___ EXTRACTED ENTRIES

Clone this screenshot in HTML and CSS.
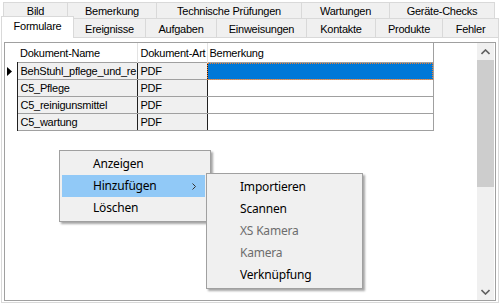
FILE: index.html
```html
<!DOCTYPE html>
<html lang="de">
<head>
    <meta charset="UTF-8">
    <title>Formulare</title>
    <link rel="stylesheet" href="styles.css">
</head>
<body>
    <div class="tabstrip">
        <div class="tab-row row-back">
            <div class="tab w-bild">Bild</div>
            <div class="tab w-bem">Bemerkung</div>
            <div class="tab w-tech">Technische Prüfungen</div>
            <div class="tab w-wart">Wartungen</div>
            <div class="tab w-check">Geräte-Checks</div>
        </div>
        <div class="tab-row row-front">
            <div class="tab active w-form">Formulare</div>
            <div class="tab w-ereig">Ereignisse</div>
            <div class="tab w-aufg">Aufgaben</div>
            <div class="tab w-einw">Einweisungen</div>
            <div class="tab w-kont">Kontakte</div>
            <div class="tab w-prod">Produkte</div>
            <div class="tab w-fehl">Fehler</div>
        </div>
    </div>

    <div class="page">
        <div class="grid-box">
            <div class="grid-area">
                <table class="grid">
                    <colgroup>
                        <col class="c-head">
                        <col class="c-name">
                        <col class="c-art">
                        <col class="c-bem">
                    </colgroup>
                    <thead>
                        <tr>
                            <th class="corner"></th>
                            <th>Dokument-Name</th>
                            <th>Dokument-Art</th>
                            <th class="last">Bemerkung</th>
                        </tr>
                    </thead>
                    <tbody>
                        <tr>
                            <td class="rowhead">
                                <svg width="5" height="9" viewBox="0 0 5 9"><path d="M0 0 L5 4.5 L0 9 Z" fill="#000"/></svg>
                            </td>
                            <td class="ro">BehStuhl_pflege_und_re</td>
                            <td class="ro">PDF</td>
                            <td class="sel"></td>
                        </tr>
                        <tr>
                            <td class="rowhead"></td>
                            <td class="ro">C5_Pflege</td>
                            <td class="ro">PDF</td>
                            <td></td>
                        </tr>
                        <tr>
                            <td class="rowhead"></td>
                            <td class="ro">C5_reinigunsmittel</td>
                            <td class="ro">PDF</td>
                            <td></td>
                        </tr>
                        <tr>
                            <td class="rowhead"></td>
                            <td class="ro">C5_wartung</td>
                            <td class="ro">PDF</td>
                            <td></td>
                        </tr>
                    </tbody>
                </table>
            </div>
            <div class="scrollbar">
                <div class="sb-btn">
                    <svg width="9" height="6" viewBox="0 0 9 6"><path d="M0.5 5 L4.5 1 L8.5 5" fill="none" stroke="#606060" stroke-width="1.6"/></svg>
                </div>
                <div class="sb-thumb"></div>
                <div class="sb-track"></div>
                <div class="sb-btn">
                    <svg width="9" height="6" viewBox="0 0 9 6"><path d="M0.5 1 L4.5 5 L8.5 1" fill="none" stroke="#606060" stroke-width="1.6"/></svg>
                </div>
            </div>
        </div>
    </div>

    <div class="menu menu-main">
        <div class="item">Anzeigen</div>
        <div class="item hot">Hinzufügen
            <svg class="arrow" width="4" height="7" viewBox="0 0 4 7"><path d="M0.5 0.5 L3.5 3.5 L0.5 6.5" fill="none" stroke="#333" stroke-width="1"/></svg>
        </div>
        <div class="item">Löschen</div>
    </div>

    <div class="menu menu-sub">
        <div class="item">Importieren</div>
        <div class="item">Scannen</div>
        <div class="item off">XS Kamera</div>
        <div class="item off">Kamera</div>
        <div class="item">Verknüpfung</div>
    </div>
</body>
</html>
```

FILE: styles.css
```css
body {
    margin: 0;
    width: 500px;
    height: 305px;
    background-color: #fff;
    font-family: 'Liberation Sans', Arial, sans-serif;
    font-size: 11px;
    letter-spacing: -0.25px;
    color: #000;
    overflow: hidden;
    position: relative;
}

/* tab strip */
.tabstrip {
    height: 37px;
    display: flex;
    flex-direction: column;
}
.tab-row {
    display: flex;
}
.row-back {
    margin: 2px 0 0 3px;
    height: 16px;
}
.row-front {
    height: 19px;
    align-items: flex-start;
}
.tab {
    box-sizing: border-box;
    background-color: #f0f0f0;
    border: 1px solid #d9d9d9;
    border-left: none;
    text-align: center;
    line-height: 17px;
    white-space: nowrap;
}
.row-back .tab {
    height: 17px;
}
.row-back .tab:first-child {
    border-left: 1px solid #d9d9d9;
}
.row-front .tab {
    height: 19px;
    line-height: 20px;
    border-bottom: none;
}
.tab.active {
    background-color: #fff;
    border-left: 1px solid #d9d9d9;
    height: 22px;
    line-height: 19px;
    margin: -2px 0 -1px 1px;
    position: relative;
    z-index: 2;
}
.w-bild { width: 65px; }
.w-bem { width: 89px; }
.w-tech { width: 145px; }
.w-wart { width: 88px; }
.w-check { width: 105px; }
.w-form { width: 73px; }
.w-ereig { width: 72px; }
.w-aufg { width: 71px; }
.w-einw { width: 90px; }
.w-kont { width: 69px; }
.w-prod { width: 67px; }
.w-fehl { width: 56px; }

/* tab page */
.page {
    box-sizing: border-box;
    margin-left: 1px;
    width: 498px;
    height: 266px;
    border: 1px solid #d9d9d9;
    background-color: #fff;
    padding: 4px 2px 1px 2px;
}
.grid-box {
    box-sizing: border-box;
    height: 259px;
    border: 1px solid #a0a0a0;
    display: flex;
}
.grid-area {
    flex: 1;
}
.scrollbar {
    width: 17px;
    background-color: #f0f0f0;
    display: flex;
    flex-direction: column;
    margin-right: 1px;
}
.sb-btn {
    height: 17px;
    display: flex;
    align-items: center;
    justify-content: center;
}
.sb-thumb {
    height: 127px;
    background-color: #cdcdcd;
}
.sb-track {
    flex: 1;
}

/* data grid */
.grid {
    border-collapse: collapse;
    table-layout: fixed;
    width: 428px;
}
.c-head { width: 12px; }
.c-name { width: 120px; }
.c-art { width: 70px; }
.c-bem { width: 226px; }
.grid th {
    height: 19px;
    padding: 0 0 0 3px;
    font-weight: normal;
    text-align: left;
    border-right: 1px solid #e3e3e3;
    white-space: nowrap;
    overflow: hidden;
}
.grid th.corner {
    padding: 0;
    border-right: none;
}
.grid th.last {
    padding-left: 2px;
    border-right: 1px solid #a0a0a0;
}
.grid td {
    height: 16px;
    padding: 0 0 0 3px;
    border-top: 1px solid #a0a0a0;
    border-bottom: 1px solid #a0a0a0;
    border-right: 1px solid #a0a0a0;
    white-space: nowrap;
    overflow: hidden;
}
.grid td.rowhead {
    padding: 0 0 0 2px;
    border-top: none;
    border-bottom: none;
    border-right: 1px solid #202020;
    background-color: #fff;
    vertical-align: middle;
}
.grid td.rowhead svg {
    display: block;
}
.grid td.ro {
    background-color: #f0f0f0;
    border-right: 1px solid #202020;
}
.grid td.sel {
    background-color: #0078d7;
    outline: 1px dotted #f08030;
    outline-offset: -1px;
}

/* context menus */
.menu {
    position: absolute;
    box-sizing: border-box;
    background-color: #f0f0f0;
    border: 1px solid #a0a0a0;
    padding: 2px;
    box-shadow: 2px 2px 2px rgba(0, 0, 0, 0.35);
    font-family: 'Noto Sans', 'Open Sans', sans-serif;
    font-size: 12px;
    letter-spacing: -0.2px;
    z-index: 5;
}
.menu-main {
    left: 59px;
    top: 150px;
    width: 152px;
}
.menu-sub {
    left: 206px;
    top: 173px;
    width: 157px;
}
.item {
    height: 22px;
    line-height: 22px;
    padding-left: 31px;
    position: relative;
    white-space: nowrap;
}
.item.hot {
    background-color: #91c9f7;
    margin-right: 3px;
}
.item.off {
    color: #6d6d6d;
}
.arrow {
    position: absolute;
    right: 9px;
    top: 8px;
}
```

______
___ EXTRACTED ENTRIES

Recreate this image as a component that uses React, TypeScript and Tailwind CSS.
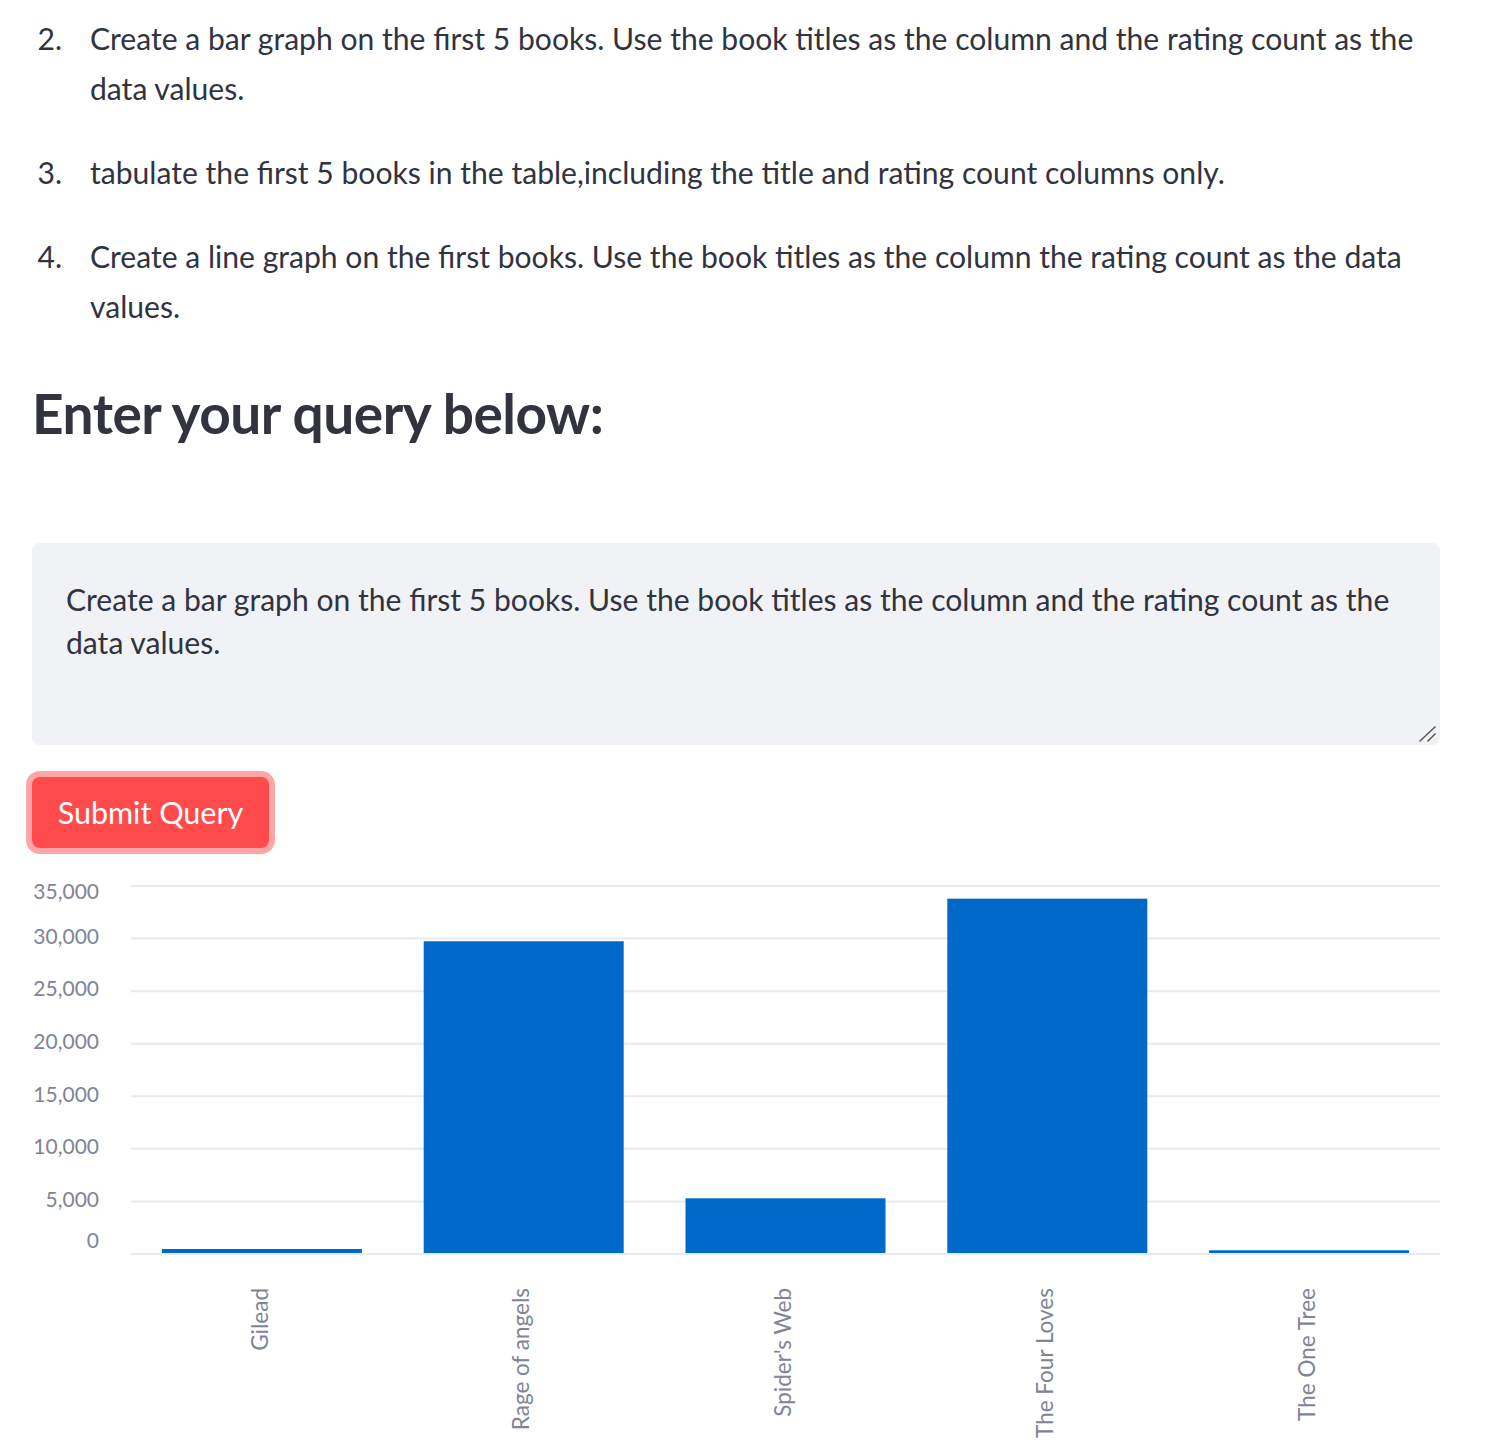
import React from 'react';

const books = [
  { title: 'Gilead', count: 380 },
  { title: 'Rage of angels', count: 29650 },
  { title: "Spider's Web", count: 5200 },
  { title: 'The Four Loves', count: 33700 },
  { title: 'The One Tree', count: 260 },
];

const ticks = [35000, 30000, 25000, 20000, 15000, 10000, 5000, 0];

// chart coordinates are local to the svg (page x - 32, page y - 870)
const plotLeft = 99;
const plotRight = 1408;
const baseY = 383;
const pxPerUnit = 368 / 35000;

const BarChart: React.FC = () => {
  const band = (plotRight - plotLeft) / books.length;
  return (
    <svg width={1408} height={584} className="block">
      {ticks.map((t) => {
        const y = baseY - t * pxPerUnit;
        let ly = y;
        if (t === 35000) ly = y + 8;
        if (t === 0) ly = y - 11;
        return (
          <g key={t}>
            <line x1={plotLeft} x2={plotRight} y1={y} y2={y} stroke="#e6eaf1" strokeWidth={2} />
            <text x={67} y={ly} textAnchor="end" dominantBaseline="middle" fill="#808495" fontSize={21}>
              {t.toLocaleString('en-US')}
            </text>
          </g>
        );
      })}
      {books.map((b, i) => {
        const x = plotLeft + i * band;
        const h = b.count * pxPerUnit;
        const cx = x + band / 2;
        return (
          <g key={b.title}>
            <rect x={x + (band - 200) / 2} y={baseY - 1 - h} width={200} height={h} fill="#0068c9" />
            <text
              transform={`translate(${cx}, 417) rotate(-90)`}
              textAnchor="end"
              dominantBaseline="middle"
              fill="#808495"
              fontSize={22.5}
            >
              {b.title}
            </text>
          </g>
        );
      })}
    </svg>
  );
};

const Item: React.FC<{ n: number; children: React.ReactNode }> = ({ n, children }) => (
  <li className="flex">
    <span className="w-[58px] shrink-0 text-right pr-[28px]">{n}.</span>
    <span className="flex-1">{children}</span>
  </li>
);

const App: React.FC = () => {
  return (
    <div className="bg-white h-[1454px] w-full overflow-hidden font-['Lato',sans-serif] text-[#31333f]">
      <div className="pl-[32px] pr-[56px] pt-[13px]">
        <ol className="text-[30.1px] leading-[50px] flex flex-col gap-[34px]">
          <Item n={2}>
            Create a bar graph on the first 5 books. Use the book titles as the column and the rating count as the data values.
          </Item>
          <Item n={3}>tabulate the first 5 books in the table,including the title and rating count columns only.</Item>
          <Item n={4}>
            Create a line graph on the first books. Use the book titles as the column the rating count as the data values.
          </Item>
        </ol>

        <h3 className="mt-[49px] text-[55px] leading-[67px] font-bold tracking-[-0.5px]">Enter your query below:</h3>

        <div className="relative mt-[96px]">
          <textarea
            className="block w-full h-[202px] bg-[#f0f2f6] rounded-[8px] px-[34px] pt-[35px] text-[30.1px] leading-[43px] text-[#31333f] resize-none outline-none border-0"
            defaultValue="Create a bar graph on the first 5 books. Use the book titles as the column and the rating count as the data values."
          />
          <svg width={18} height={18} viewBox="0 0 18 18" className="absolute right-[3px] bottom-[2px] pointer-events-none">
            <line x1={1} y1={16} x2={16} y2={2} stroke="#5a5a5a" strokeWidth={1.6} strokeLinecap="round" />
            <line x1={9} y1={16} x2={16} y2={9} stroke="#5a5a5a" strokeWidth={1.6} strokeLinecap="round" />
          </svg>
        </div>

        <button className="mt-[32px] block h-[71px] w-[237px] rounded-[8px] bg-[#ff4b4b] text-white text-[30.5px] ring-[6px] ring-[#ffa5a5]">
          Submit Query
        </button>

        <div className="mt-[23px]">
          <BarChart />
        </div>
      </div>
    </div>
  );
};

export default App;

______

**INSTRUCTIONS TO FOLLOW**
Output exactly the lines above, from the line with "Recreate this image" to the line with "const pxPerUnit = 368 / 35000;", both included; skip the pictures.

**EXERCISE ANSWER**
Recreate this image as a component that uses React, TypeScript and Tailwind CSS.
import React from 'react';

const books = [
  { title: 'Gilead', count: 380 },
  { title: 'Rage of angels', count: 29650 },
  { title: "Spider's Web", count: 5200 },
  { title: 'The Four Loves', count: 33700 },
  { title: 'The One Tree', count: 260 },
];

const ticks = [35000, 30000, 25000, 20000, 15000, 10000, 5000, 0];

// chart coordinates are local to the svg (page x - 32, page y - 870)
const plotLeft = 99;
const plotRight = 1408;
const baseY = 383;
const pxPerUnit = 368 / 35000;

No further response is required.